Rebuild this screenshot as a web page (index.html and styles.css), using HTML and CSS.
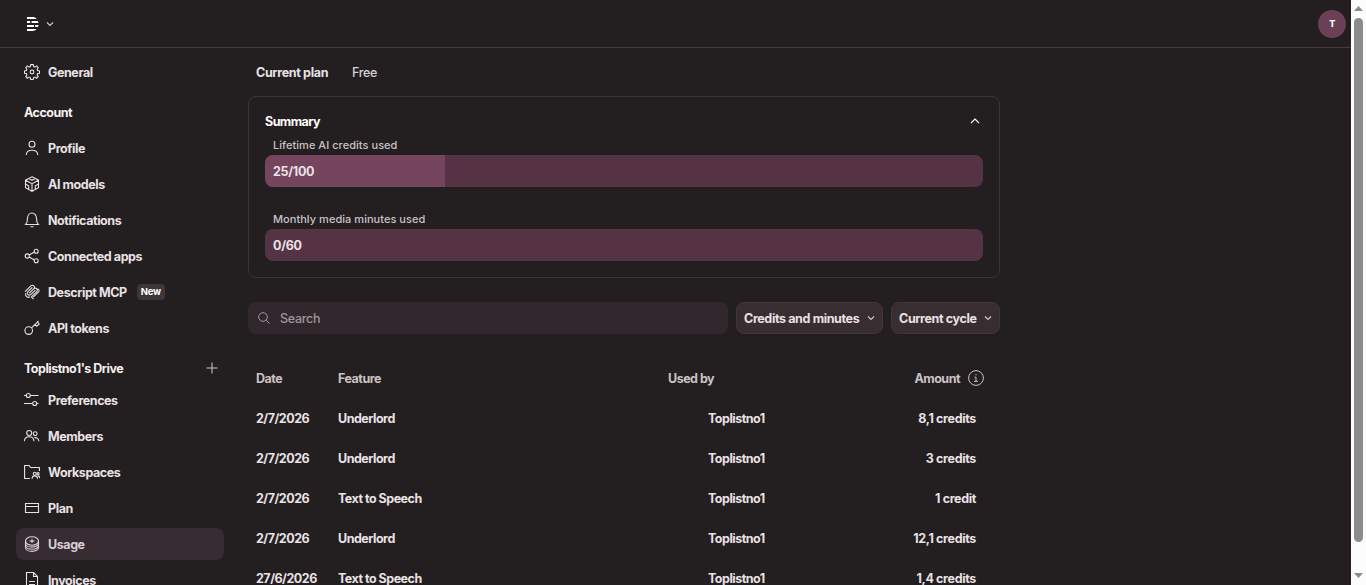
FILE: index.html
```html
<!DOCTYPE html>
<html lang="en">

<head>
  <meta charset="UTF-8">
  <meta name="viewport" content="width=device-width, initial-scale=1.0">
  <title>Usage</title>
  <link rel="stylesheet" href="styles.css">
</head>

<body>
  <div class="app">
    <header class="topbar">
      <div class="logo">
        <svg width="16" height="16" viewBox="0 0 16 16" fill="none">
          <path d="M3 1h5.500c1.800 0 3.200.6 4.200 1.900H3zM3 5h3.200v2H3zM7.600 5h6.400l.6 2h-7zM3 9h7v2H3zM11.200 9h3.400l-.6 2h-2.800zM3 13.100h9.700C11.600 14.400 10.200 15 8.500 15H3z" fill="#fff" stroke="none" />
        </svg>
        <svg class="chevron" width="8" height="8" viewBox="0 0 8 8"><path d="M1 2.500l3 3 3-3" /></svg>
      </div>
      <div class="avatar">T</div>
    </header>

    <div class="layout">
      <nav class="sidebar">
        <a class="item">
          <svg class="icon" viewBox="0 0 16 16"><path d="M6.700.6h2.600l.4 2 1.200.5 1.800-1.200 1.500 1.600-1.100 1.700.5 1.300 1.900.4v2.300l-1.900.4-.5 1.300 1.100 1.700-1.600 1.600-1.700-1.100-1.300.5-.4 1.900H6.700l-.4-1.900-1.300-.5-1.700 1.100-1.500-1.600 1.100-1.700-.5-1.300-1.900-.4V6.900l1.900-.4.5-1.300-1.100-1.700 1.500-1.600L5 3.100l1.300-.5z" /><circle cx="8" cy="8" r="1.900" /></svg>
          <span>General</span>
        </a>
        <div class="heading"><span>Account</span></div>
        <a class="item">
          <svg class="icon" viewBox="0 0 16 16"><circle cx="8" cy="4.200" r="3" /><path d="M2.200 15c.2-3.300 2.500-4.700 5.800-4.700s5.600 1.400 5.800 4.700" /></svg>
          <span>Profile</span>
        </a>
        <a class="item">
          <svg class="icon" viewBox="0 0 16 16"><path d="M8 .8l6.500 3.400v7.500L8 15.300l-6.500-3.600V4.200zM1.500 4.200L8 7.700l6.500-3.500M8 7.700v7.600M4.700 2.500L8 4.300l3.300-1.800M1.500 8l3.200 1.800v3.600M14.500 8l-3.200 1.800v3.600" /></svg>
          <span>AI models</span>
        </a>
        <a class="item">
          <svg class="icon" viewBox="0 0 16 16"><path d="M1.700 12.500h12.600c-1.500-1.400-1.800-2.800-1.800-6C12.500 3.300 10.600 1 8 1S3.500 3.300 3.500 6.500c0 3.200-.3 4.600-1.800 6zM6.400 14.700h3.200" /></svg>
          <span>Notifications</span>
        </a>
        <a class="item">
          <svg class="icon" viewBox="0 0 16 16"><circle cx="3.300" cy="8" r="2.100" /><circle cx="12.200" cy="3.200" r="2" /><circle cx="12.200" cy="12.800" r="2" /><path d="M5.200 7l5.200-2.900M5.200 9l5.200 2.900" /></svg>
          <span>Connected apps</span>
        </a>
        <a class="item">
          <svg class="icon" viewBox="0 0 16 16"><path d="M1 7.600l5.900-5.800a2 2 0 0 1 2.900 0 2 2 0 0 1 0 2.900L5.200 9.300M5.300 9.200l4.500-4.500a2 2 0 0 1 2.900 0 2 2 0 0 1 0 2.900l-5.300 5.300 2.100 2.300M8.300 3.300L3.900 7.700a2 2 0 0 0 0 2.900 2 2 0 0 0 2.900 0l4.500-4.400M1.800 9.200a2.500 2.500 0 0 0 .6 3.200 2.600 2.600 0 0 0 3.500.2M12.800 4.700a2 2 0 0 1 2 2.900L9.200 13.200" /></svg>
          <span>Descript MCP</span>
          <span class="badge">New</span>
        </a>
        <a class="item">
          <svg class="icon" viewBox="0 0 16 16"><circle cx="4.700" cy="10.600" r="3.800" /><path d="M7.500 7.900l6-5.800M11 4.400l1.800 1.900 2.400-2.300-2-2.200M13.200 1.800l1.500-.6" /></svg>
          <span>API tokens</span>
        </a>
        <div class="heading drive">
          <span>Toplistno1's Drive</span>
          <svg class="plus" width="12" height="12" viewBox="0 0 12 12"><path d="M6 .5v11M.5 6h11" /></svg>
        </div>
        <a class="item">
          <svg class="icon" viewBox="0 0 16 16"><circle cx="4.300" cy="3.500" r="2" /><circle cx="10.700" cy="11.500" r="2" /><path d="M0 3.500h2.300M6.300 3.500h8.200M0 11.500h8.700M12.700 11.500h1.800" /></svg>
          <span>Preferences</span>
        </a>
        <a class="item">
          <svg class="icon" viewBox="0 0 16 16"><circle cx="5.200" cy="5" r="2.500" /><circle cx="11.200" cy="5.700" r="1.900" /><path d="M.3 13.300c.2-3 1.900-4.500 4.900-4.500s4.600 1.500 4.800 4.500M10.300 9.700c2.700-.3 4.300.9 4.500 3.600" /></svg>
          <span>Members</span>
        </a>
        <a class="item">
          <svg class="icon" viewBox="0 0 16 16"><path d="M5.800 14.500H.6v-13h4.500l1.500 2h8.800v3.600" /><circle cx="10.800" cy="9.700" r="1.500" /><circle cx="14" cy="9.700" r="1.100" /><path d="M8 14.800c.1-2 1-2.900 2.800-2.900s2.700.9 2.800 2.900M13.500 11.700c1.500 0 2.200.8 2.300 2.400" /></svg>
          <span>Workspaces</span>
        </a>
        <a class="item">
          <svg class="icon" viewBox="0 0 16 16"><path d="M1.500 3.500h13v9h-13zM1.500 6.500h13" /></svg>
          <span>Plan</span>
        </a>
        <a class="item active">
          <svg class="icon" viewBox="0 0 16 16"><ellipse cx="8" cy="5" rx="6.500" ry="4.200" /><path d="M1.500 5v2.200c0 2.300 2.900 3.900 6.500 3.900s6.500-1.600 6.500-3.900V5M1.500 7.500v2c0 2.200 2.900 3.800 6.500 3.800s6.500-1.600 6.500-3.800v-2M1.500 9.700v1.800c0 2.300 2.900 3.900 6.500 3.900s6.500-1.600 6.500-3.900V9.700" /><path d="M8 2.600l.8 1.700 2.700.7-2.700.7L8 7.400l-.8-1.700L4.500 5l2.700-.7z" fill="currentColor" stroke="none" /></svg>
          <span>Usage</span>
        </a>
        <a class="item">
          <svg class="icon" viewBox="0 0 16 16"><path d="M2.500.5h7l4 4v11h-11zM9.500.5v4h4M5 9.500h6M5 12.500h6" /></svg>
          <span>Invoices</span>
        </a>
      </nav>

      <main class="content">
        <div class="plan">
          <span class="plan-label">Current plan</span>
          <span class="plan-name">Free</span>
        </div>

        <section class="summary">
          <div class="summary-head">
            <span>Summary</span>
            <svg class="chevron up" width="10" height="8" viewBox="0 0 10 8"><path d="M1 6l4-4 4 4" /></svg>
          </div>
          <div class="meter-label">Lifetime AI credits used</div>
          <div class="meter"><div class="fill" style="width: 25%"></div><span>25/100</span></div>
          <div class="meter-label second">Monthly media minutes used</div>
          <div class="meter"><div class="fill" style="width: 0%"></div><span>0/60</span></div>
        </section>

        <div class="filters">
          <div class="search">
            <svg width="12" height="12" viewBox="0 0 12 12"><circle cx="5" cy="5" r="4.300" /><path d="M8.200 8.200l3.400 3.400" /></svg>
            <span>Search</span>
          </div>
          <div class="select credits">
            <span>Credits and minutes</span>
            <svg class="chevron" width="8" height="8" viewBox="0 0 8 8"><path d="M1 2.500l3 3 3-3" /></svg>
          </div>
          <div class="select cycle">
            <span>Current cycle</span>
            <svg class="chevron" width="8" height="8" viewBox="0 0 8 8"><path d="M1 2.500l3 3 3-3" /></svg>
          </div>
        </div>

        <div class="table">
          <div class="row head">
            <span>Date</span><span>Feature</span><span>Used by</span>
            <span class="amount">Amount
              <svg class="info" width="16" height="16" viewBox="0 0 16 16"><circle cx="8" cy="8" r="7.400" /><path d="M6.500 7.200H8v4M6 11.300h4M7.400 4.700h1.200" /></svg>
            </span>
          </div>
          <div class="row"><span>2/7/2026</span><span>Underlord</span><span class="user">Toplistno1</span><span class="amount">8,1 credits</span></div>
          <div class="row"><span>2/7/2026</span><span>Underlord</span><span class="user">Toplistno1</span><span class="amount">3 credits</span></div>
          <div class="row"><span>2/7/2026</span><span>Text to Speech</span><span class="user">Toplistno1</span><span class="amount">1 credit</span></div>
          <div class="row"><span>2/7/2026</span><span>Underlord</span><span class="user">Toplistno1</span><span class="amount">12,1 credits</span></div>
          <div class="row"><span>27/6/2026</span><span>Text to Speech</span><span class="user">Toplistno1</span><span class="amount">1,4 credits</span></div>
        </div>
      </main>
    </div>
  </div>

  <div class="scrollbar">
    <svg width="9" height="5" viewBox="0 0 9 5"><path d="M0 5l4.500-5L9 5z" /></svg>
    <div class="thumb"></div>
    <svg width="9" height="5" viewBox="0 0 9 5"><path d="M0 0l4.500 5L9 0z" /></svg>
  </div>
</body>

</html>
```
FILE: styles.css
```css
* {
  box-sizing: border-box;
}

body {
  margin: 0;
  height: 585px;
  display: flex;
  overflow: hidden;
  background: #231e20;
  color: #e9e2e5;
  font-family: Inter, "Liberation Sans", sans-serif;
  font-size: 12.5px;
  font-weight: 650;
  line-height: 17px;
  letter-spacing: -0.42px;
}

svg {
  flex: none;
  fill: none;
  stroke: currentColor;
}

.app {
  width: 1351px;
  height: 585px;
  overflow: hidden;
}

.topbar {
  height: 48px;
  padding: 0 5px 0 24px;
  border-bottom: 1px solid #423c3f;
  display: flex;
  align-items: center;
  justify-content: space-between;
}

.logo {
  display: flex;
  align-items: center;
  gap: 6px;
}

.chevron {
  stroke: #cfc6ca;
  stroke-width: 1.2;
}

.avatar {
  width: 28px;
  height: 28px;
  border-radius: 50%;
  background: #6b3f56;
  color: #fff;
  font-size: 9px;
  font-weight: 800;
  line-height: 28px;
  text-align: center;
}

.layout {
  display: flex;
}

/* Sidebar */
.sidebar {
  width: 240px;
  flex: none;
  padding: 8px 16px;
}

.item {
  display: flex;
  align-items: center;
  gap: 8px;
  height: 32px;
  margin-bottom: 4px;
  padding: 0 8px;
  border-radius: 8px;
}

.item.active {
  background: #382c33;
  color: #dccdd5;
}

.icon {
  width: 16px;
  height: 16px;
  stroke-width: 1.1;
}

.badge {
  height: 16px;
  margin-left: 2px;
  padding: 0 4px;
  border-radius: 4px;
  background: #3c3539;
  color: #fff;
  font-size: 9.5px;
  font-weight: 700;
  line-height: 16px;
  letter-spacing: -0.3px;
}

.heading {
  display: flex;
  align-items: center;
  justify-content: space-between;
  height: 32px;
  margin: 8px 0 4px;
  padding: 0 6px 0 8px;
  color: #f5f0f2;
  letter-spacing: -0.5px;
}

.heading.drive {
  margin-bottom: 0;
}

.plus {
  stroke: #cfc6ca;
}

/* Content */
.content {
  width: 752px;
  margin-left: 8px;
  padding-top: 8px;
}

.plan {
  display: flex;
  align-items: center;
  gap: 24px;
  height: 32px;
  padding: 0 8px;
}

.plan-label {
  letter-spacing: -0.33px;
}

.plan-name {
  font-weight: 500;
  color: #d8cfd3;
  letter-spacing: -0.33px;
}

.summary {
  height: 182px;
  margin-top: 8px;
  padding: 16px;
  border: 1px solid #3b3538;
  border-radius: 8px;
}

.summary-head {
  display: flex;
  align-items: center;
  justify-content: space-between;
  height: 16px;
  padding-right: 3px;
  color: #fff;
  letter-spacing: -0.55px;
}

.chevron.up {
  stroke: #fff;
}

.meter-label {
  height: 16px;
  margin: 8px 8px 2px;
  color: #cbc2c6;
  font-size: 11px;
  font-weight: 500;
  line-height: 16px;
  letter-spacing: 0.04px;
}

.meter-label.second {
  margin-top: 24px;
}

.meter {
  display: grid;
  align-items: center;
  height: 32px;
  border-radius: 8px;
  overflow: hidden;
  background: #553344;
}

.meter > * {
  grid-area: 1 / 1;
}

.meter span {
  padding-left: 8px;
  letter-spacing: -0.3px;
}

.fill {
  height: 32px;
  background: #75445d;
}

.filters {
  display: flex;
  gap: 8px;
  margin-top: 24px;
}

.search {
  flex: 1;
  display: flex;
  align-items: center;
  gap: 10px;
  height: 32px;
  padding: 0 10px;
  border-radius: 8px;
  background: #30282c;
  color: #a0979b;
  font-weight: 500;
  letter-spacing: -0.3px;
}

.select {
  display: flex;
  align-items: center;
  justify-content: space-between;
  height: 32px;
  padding: 0 7px;
  border: 1px solid #403539;
  border-radius: 8px;
  background: #382e32;
  letter-spacing: -0.37px;
}

.credits {
  width: 147px;
}

.cycle {
  width: 109px;
}

.table {
  margin-top: 24px;
}

.row {
  display: grid;
  grid-template-columns: 82px 330px 164px 144px;
  align-items: center;
  height: 40px;
  padding: 0 8px;
  letter-spacing: -0.5px;
}

.head {
  color: #cbc2c6;
}

.user {
  padding-left: 40px;
}

.amount {
  text-align: right;
  letter-spacing: -0.35px;
}

.head .amount {
  display: flex;
  align-items: center;
  justify-content: flex-end;
  gap: 8px;
  margin-right: -8px;
  letter-spacing: -0.5px;
}

/* Scrollbar */
.scrollbar {
  width: 15px;
  flex: none;
  display: flex;
  flex-direction: column;
  align-items: center;
  justify-content: space-between;
  padding: 6px 0 7px;
  background: #fcfcfc;
}

.scrollbar svg {
  fill: #8b8b8b;
  stroke: none;
}

.thumb {
  width: 9px;
  height: 524px;
  margin-bottom: 25px;
  border-radius: 5px;
  background: #8b8b8b;
}
```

» **Given task**: Scan the material line by line and report each one that contains "styles".

» **Response below**:
Rebuild this screenshot as a web page (index.html and styles.css), using HTML and CSS.
  <link rel="stylesheet" href="styles.css">
FILE: styles.css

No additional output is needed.